Yargılanmasınlar demiyorum!

Yargılansınlar ama tutuklu yargılamak şart mıdır?

Evet, Barış Terkoğlu, Murat Ağırel, Barış Pehlivan, Hülya Kılınç, Aydın Keser, Ferhat Çelik tutuksuz yargılanamazlar mıydı?

Kaçma ihtimalleri yok, delilleri karartma ihtimalleri yok, yerleri-yurtları-adresleri belli...

Neden tutukladınız sayın yetkililer?

Yasalarda tutuklanma istisnaidir. Sanıklar tutuklanmadan da yargılanabilirler.

Basın özgürlüğüne aykırı bu durum gazetecilere gözdağı verilmek istendiğini gösteriyor ve Türkiye’nin demokratik ülkelerdeki itibarını zedeliyor! Yazık!

TEBESSÜM

Mutlu bir adamın itirafı


Kadim okurlarımdan olan İbrahim Bey’den mizah yüklü bir mesaj aldım.

“Ben kendi hesabıma virüsten memnunum” diyor ve şunları yazıyor:

“Koronavirüs hayatımda şimdiye kadar bana faydalı olan en iyi şey.

Karım artık hiçbir seyahate gitmek istemiyor.

Hiçbir şey satın almıyor, çünkü çoğu Çin’den geliyor.
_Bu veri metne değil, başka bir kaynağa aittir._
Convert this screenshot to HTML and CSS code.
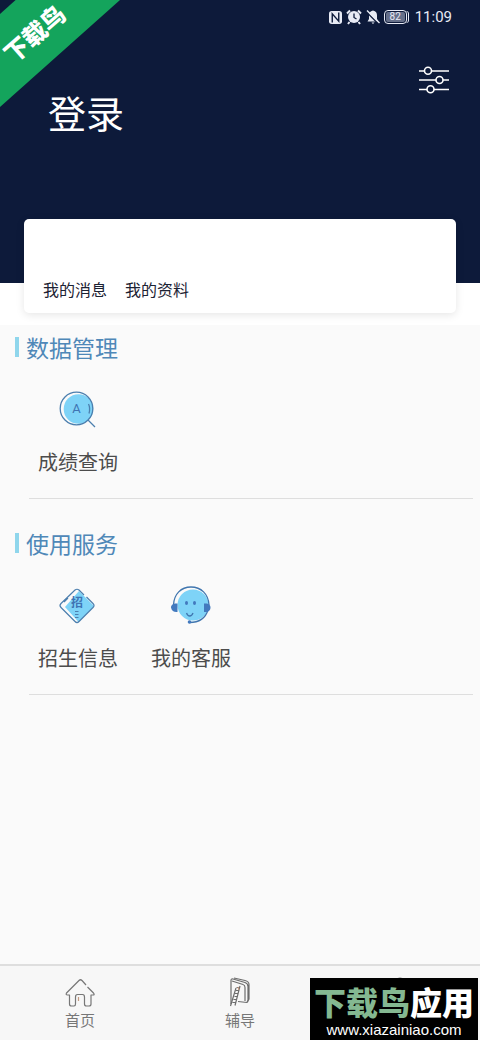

Kalabalığa girmemek için alışveriş merkezlerine de gitmiyor.

Tüm zamanını ağzı kapalı bir maske içinde geçiriyor.

Bu benim için virüs değil, bir nimet yaa!”

GÜNÜN SÖZÜ


Kötü virüs yok olur, kötü hava düzelir, kötü insan düzelmez!